Bahkan terlihat antrean panjang kendaraan disejumlah SPBU dan menunggu berjam-jam untuk mengisi tangki mereka dengan bahan bakar yang lebih murah, sebelum kenaikan mulai berlaku pada hari Sabtu.
Meski Minyak Mentah Turun, Harga Acuan Minyak Mentah Nasional Masih Tinggi
Sebelumnya, Presiden Joko Widodo (Jokowi) mengumumkan kenaikan harga BBM bersubsidi. Dimana Pertalite naik dari Rp 7.650 per liter menjadi Rp 10 ribu per liter.
Selanjutnya Solar bersubsidi dari Rp 5.150 per liter menjadi Rp 6.800 per liter, dan Pertamax non-subsidi dari Rp 12.500 per liter menjadi Rp 14.500 per liter yang berlaku sejak Sabtu, 3 September 2022 pukul 14.30 WIB.
Pengumuman harga BBM naik ini justru bertepatan saat harga minyak mentah dunia mulai perlahan mengalami penurunan. Beberapa waktu lalu, harga minyak Brent yang jadi patokan global memang berfluktuasi, bahkan sempat berada di atas 100 dollar AS per barel, namun kini sudah turun di kisaran 90 dollar AS per barel.
Menteri Keuangan, Sri Mulyani Indrawati, menjelaskan meski harga minyak mentah mengalami penurunan, rata-rata harga acuan minyak mentah nasional atau ICP relatif masih tinggi.
Bahkan, jika harga ICP turun hingga ke level 90 dollar AS per barrel, rata-rata harga tahunan ICP masih berada pada kisaran 98,8 dollar AS per barrel.
“Atau kalaupun harga minyak turun sampai di bawah 90 dollar AS (per barrel), maka keseluruhan tahun rata-rata ICP masih di 97 dollar AS (per barrel),” kata dia.
Dengan demikian, besaran subsidi BBM yang perlu disalurkan oleh pemerintah tetap akan membengkak, jika harga ICP mengalami penurunan cukup signifikan.
Oleh karena itu, dari perhitungan tersebut dengan rata-rata harga tahunan ICP sebesar 99 dollar AS per barrel, maka pemerintah perlu menambah lagi sekitar Rp 151 triliu, dari anggaran subsidi energi Rp 502 triliun saat ini.
“Kalau harga ICP di 85 dollar AS per barrel sampai Desember, kenaikan subsidi tetap menjadi Rp 640 triliun (penambahan anggaran sebesar Rp 138 triliun),” katanya.

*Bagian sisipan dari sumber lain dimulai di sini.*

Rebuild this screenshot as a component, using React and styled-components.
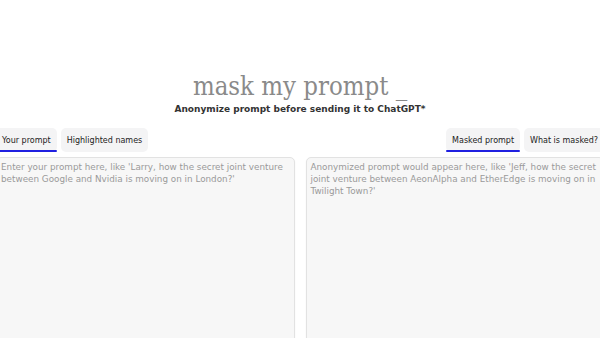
import React, { useState } from "react";
import styled, { createGlobalStyle } from "styled-components";

const GlobalStyle = createGlobalStyle`
  body {
    margin: 0;
    background: #ffffff;
    overflow: hidden;
    font-family: "DejaVu Sans", sans-serif;
  }
`;

function App() {
  const [leftTab, setLeftTab] = useState("prompt");
  const [rightTab, setRightTab] = useState("masked");

  return (
    <Page>
      <GlobalStyle />
      <Header>
        <Title>mask my prompt _</Title>
        <Subtitle>Anonymize prompt before sending it to ChatGPT*</Subtitle>
      </Header>
      <Columns>
        <Column>
          <Tabs>
            <Tab active={leftTab === "prompt"} onClick={() => setLeftTab("prompt")}>
              Your prompt
            </Tab>
            <Tab active={leftTab === "names"} onClick={() => setLeftTab("names")}>
              Highlighted names
            </Tab>
          </Tabs>
          <Area placeholder="Enter your prompt here, like 'Larry, how the secret joint venture between Google and Nvidia is moving on in London?'" />
        </Column>
        <Column>
          <Tabs right>
            <Tab active={rightTab === "masked"} onClick={() => setRightTab("masked")}>
              Masked prompt
            </Tab>
            <Tab active={rightTab === "what"} onClick={() => setRightTab("what")}>
              What is masked?
            </Tab>
          </Tabs>
          <Area
            readOnly
            placeholder="Anonymized prompt would appear here, like 'Jeff, how the secret joint venture between AeonAlpha and EtherEdge is moving on in Twilight Town?'"
          />
        </Column>
      </Columns>
    </Page>
  );
}

const Page = styled.div`
  width: 100%;
  padding-top: 72px;
`;

const Header = styled.div`
  display: flex;
  flex-direction: column;
  align-items: center;
`;

const Title = styled.h1`
  margin: 0;
  font-family: "DejaVu Serif", "Liberation Serif", serif;
  font-stretch: condensed;
  font-weight: 200;
  font-size: 25.5px;
  line-height: 28px;
  color: #8a8a8a;
`;

const Subtitle = styled.div`
  margin-top: 3px;
  font-family: "DejaVu Sans", sans-serif;
  font-weight: bold;
  font-size: 9px;
  line-height: 12px;
  color: #333;
`;

const Columns = styled.div`
  display: grid;
  grid-template-columns: 1fr 1fr;
  gap: 11px;
  width: calc(100% + 8px);
  margin: 13px 0 0 -4px;
`;

const Column = styled.div`
  display: flex;
  flex-direction: column;
`;

const Tabs = styled.div`
  display: flex;
  gap: 4px;
  justify-content: ${(p) => (p.right ? "flex-end" : "flex-start")};
  margin-bottom: 5px;
`;

const Tab = styled.button`
  position: relative;
  height: 24px;
  padding: 0 6px;
  border: none;
  border-radius: 5px;
  background: #f4f4f5;
  font-family: "DejaVu Sans", sans-serif;
  font-size: 8px;
  color: #222;
  cursor: pointer;

  &::after {
    content: "";
    display: ${(p) => (p.active ? "block" : "none")};
    position: absolute;
    left: 0;
    right: 0;
    bottom: 0;
    height: 2px;
    border-radius: 2px;
    background: #2020e0;
  }
`;

const Area = styled.textarea`
  height: 200px;
  padding: 3px 4px;
  border: 1px solid #e2e2e2;
  border-radius: 5px;
  background: #f7f7f7;
  font-family: "DejaVu Sans", sans-serif;
  font-size: 8.8px;
  line-height: 12px;
  color: #333;
  resize: none;
  box-shadow: 0 1px 2px rgba(0, 0, 0, 0.06);

  &::placeholder {
    color: #9a9a9a;
  }
`;

export default App;
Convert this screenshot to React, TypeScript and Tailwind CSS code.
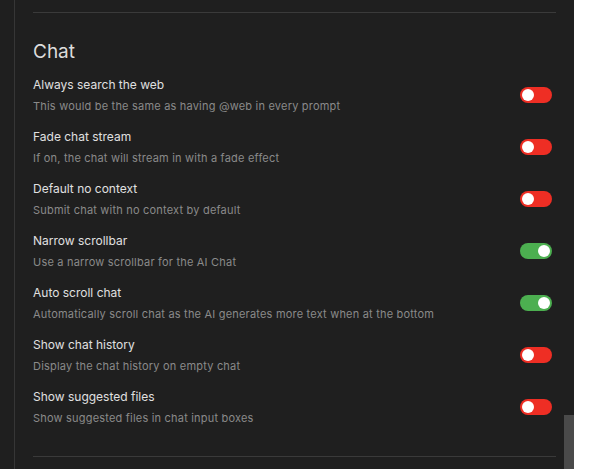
import React, { useState } from 'react';

interface Setting {
  key: string;
  title: string;
  description: string;
  enabled: boolean;
}

const SETTINGS: Setting[] = [
  { key: 'web', title: 'Always search the web', description: 'This would be the same as having @web in every prompt', enabled: false },
  { key: 'fade', title: 'Fade chat stream', description: 'If on, the chat will stream in with a fade effect', enabled: false },
  { key: 'context', title: 'Default no context', description: 'Submit chat with no context by default', enabled: false },
  { key: 'narrow', title: 'Narrow scrollbar', description: 'Use a narrow scrollbar for the AI Chat', enabled: true },
  { key: 'autoscroll', title: 'Auto scroll chat', description: 'Automatically scroll chat as the AI generates more text when at the bottom', enabled: true },
  { key: 'history', title: 'Show chat history', description: 'Display the chat history on empty chat', enabled: false },
  { key: 'suggested', title: 'Show suggested files', description: 'Show suggested files in chat input boxes', enabled: false },
];

const Toggle: React.FC<{ on: boolean; onChange: () => void }> = ({ on, onChange }) => (
  <button
    onClick={onChange}
    className={`flex items-center w-[32px] h-[16px] rounded-full px-[2px] shrink-0 ${
      on ? 'bg-[#4caf50] justify-end' : 'bg-[#ee2e24] justify-start'
    }`}
  >
    <span className="block w-[12px] h-[12px] rounded-full bg-white" />
  </button>
);

export default function App() {
  const [values, setValues] = useState<Record<string, boolean>>(
    Object.fromEntries(SETTINGS.map((s) => [s.key, s.enabled]))
  );

  return (
    <div className="flex w-[591px] h-[469px] bg-white overflow-hidden" style={{ fontFamily: 'Inter, "Noto Sans", sans-serif' }}>
      <div className="flex w-[574px] h-full bg-[#1f1f1f]">
        {/* left gutter */}
        <div className="w-[14px] shrink-0" />
        <div className="flex-1 flex border-l border-[#363636]">
          {/* settings column */}
          <div className="w-[541px] pl-[18px] pt-[12px]">
            <div className="h-px bg-[#3a3a3a]" />
            <h2 className="mt-[25px] text-[19px] leading-[28px] text-[#dcdcdc]">Chat</h2>
            <div className="mt-[10px] flex flex-col gap-[14px] pr-[4px]">
              {SETTINGS.map((s) => (
                <div key={s.key} className="flex items-center justify-between">
                  <div className="flex flex-col gap-[4px]">
                    <span className="text-[12px] leading-[18px] text-[#e0e0e0]">{s.title}</span>
                    <span className="text-[11px] leading-[16px] tracking-[0.2px] text-[#8a8a8a]">{s.description}</span>
                  </div>
                  <Toggle on={values[s.key]} onChange={() => setValues((v) => ({ ...v, [s.key]: !v[s.key] }))} />
                </div>
              ))}
            </div>
            <div className="mt-[30px] h-px bg-[#3a3a3a]" />
          </div>
          {/* scrollbar */}
          <div className="ml-auto w-[10px] pt-[415px]">
            <div className="h-full bg-[#4a4a4a]" />
          </div>
        </div>
      </div>
    </div>
  );
}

Menurut dia, pemerintah masih akan terus melakukan pemantauan terhadap perkembangan harga ICP, guna menentukan besaran anggaran subsidi yang perlu digelontorkan hingga akhir tahun 2022.
“Karena memang suasana geopolitik dan suasana ekonomi dunia masih sangat dinamis,” kata dia.